*Set task*
Go through the material and tally the lines containing the string "React". Give the total alone.

*Records for processing*
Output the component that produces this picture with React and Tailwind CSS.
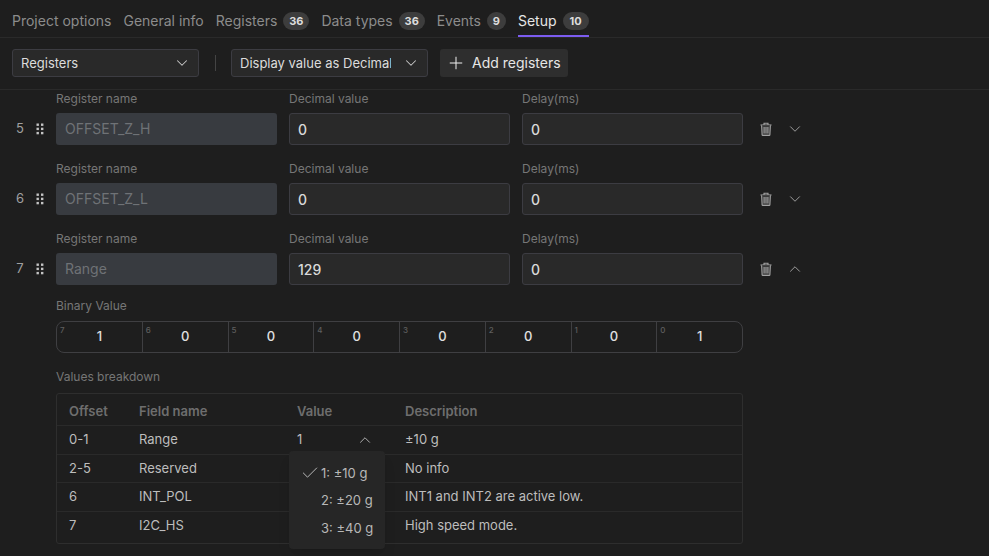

* * *

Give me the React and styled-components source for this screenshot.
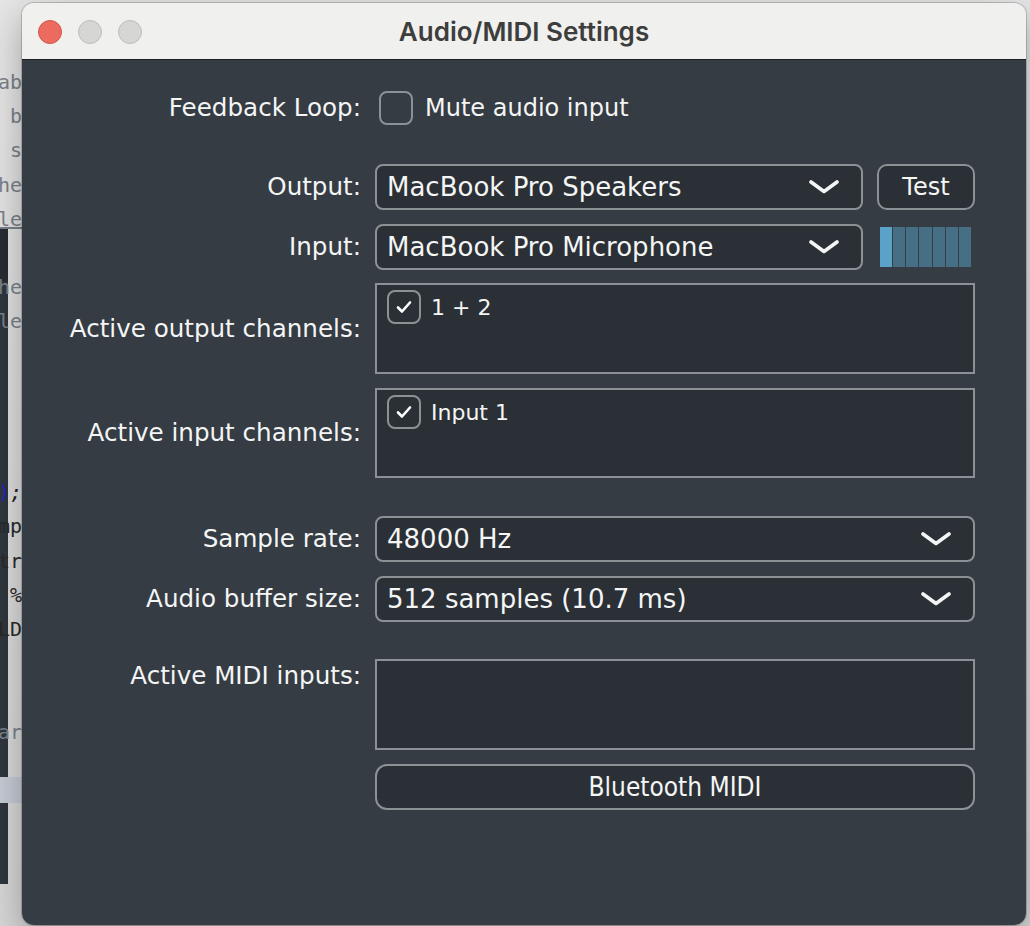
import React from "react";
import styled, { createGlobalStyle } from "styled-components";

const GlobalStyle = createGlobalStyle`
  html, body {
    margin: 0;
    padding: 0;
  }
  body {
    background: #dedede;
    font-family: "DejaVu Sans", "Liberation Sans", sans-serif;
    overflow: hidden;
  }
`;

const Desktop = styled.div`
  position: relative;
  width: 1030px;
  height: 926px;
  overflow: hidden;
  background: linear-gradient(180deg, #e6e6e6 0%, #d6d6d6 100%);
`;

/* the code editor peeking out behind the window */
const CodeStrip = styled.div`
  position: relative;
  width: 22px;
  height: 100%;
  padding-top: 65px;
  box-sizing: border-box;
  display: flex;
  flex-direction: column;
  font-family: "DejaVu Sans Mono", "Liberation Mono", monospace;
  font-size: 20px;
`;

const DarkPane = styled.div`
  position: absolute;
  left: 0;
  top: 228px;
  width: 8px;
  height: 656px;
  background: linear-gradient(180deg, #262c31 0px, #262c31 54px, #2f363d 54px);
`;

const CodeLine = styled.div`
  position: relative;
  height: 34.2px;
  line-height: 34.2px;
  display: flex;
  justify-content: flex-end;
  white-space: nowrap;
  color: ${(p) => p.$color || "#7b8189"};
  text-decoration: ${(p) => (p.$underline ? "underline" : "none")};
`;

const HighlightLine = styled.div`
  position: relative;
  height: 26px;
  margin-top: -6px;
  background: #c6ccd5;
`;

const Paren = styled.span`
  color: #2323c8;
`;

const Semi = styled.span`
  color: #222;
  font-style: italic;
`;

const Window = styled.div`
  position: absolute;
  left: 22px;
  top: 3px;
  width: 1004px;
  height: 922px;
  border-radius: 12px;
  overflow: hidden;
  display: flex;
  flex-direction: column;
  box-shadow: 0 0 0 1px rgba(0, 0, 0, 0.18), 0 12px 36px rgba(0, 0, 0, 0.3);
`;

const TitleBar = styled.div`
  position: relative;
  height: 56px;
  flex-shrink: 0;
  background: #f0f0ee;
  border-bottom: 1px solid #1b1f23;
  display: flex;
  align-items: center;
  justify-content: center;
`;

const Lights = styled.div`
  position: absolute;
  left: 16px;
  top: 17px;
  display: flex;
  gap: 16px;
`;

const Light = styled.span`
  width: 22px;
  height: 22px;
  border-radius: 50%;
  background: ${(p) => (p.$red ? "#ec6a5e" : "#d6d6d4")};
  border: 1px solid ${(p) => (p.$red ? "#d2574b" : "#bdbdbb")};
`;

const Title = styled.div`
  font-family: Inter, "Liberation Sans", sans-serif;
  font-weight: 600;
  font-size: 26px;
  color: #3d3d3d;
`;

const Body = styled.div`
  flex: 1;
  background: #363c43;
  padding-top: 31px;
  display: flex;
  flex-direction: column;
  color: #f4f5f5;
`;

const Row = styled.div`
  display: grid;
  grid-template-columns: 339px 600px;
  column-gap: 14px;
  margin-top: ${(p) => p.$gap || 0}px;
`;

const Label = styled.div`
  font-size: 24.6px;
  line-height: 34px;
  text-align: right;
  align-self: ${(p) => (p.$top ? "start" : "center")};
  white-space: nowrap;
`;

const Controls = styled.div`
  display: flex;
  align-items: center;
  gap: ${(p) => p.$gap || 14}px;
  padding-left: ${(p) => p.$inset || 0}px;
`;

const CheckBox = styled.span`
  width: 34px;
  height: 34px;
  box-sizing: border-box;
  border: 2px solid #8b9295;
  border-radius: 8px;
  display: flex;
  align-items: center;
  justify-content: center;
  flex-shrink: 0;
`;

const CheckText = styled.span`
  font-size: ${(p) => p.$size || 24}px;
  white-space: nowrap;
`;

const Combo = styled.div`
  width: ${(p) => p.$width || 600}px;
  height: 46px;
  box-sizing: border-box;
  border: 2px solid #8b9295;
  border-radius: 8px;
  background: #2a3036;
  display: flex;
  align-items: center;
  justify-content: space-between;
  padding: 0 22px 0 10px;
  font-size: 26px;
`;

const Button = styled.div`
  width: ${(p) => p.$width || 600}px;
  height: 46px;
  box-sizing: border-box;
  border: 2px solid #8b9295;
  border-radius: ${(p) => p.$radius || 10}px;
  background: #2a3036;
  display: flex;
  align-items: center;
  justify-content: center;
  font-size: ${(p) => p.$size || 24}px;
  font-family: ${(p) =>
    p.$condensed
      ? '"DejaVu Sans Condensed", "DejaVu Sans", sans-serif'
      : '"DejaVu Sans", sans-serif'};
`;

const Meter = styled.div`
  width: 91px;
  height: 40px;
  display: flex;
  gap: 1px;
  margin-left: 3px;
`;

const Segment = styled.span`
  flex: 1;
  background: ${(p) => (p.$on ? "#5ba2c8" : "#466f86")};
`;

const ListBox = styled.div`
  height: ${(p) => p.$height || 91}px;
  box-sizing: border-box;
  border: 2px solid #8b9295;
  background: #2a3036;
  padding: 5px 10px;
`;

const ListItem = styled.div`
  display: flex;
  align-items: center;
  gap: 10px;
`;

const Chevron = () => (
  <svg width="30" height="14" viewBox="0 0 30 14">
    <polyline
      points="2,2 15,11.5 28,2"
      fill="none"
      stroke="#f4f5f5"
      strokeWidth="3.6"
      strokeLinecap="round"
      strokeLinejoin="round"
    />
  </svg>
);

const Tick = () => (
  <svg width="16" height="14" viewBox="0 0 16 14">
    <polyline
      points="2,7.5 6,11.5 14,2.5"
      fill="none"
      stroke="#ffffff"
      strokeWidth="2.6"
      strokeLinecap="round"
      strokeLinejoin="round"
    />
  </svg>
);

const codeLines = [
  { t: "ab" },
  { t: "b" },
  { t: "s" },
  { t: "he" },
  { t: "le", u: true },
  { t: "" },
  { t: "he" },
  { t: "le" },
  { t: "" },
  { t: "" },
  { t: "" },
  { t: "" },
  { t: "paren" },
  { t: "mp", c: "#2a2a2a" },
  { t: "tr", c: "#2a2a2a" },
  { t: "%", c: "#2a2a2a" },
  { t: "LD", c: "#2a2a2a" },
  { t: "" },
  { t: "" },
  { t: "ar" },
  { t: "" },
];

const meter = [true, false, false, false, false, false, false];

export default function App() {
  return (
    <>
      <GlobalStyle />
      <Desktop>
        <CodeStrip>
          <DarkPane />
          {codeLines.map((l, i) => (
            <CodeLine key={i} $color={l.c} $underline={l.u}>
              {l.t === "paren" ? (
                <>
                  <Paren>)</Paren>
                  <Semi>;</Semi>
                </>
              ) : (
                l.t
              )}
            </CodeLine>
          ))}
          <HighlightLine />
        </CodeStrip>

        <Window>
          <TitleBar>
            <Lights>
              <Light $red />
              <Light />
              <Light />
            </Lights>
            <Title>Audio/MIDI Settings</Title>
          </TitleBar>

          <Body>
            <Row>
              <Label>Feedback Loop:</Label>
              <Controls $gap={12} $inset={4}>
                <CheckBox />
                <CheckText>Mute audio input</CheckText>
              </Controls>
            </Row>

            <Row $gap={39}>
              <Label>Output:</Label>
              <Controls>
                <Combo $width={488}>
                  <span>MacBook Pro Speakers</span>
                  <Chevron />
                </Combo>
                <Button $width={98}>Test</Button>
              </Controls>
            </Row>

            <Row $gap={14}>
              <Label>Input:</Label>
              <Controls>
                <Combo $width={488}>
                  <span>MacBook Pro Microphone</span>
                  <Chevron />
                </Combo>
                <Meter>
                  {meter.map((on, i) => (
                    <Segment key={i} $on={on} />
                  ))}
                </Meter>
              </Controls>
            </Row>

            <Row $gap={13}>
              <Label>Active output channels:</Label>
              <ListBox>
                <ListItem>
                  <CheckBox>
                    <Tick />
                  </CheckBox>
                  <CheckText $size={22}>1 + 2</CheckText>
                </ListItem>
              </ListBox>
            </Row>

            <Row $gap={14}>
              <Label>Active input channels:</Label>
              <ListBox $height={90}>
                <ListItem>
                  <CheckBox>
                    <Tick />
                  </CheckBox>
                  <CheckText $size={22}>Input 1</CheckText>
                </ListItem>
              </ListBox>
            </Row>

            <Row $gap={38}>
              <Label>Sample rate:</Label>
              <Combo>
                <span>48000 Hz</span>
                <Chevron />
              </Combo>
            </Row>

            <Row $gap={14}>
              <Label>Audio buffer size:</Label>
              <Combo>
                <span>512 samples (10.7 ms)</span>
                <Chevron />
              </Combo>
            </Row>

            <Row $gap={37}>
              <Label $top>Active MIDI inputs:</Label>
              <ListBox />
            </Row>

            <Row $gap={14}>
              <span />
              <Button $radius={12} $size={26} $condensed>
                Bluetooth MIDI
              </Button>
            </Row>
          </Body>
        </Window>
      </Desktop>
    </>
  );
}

*Result below*
3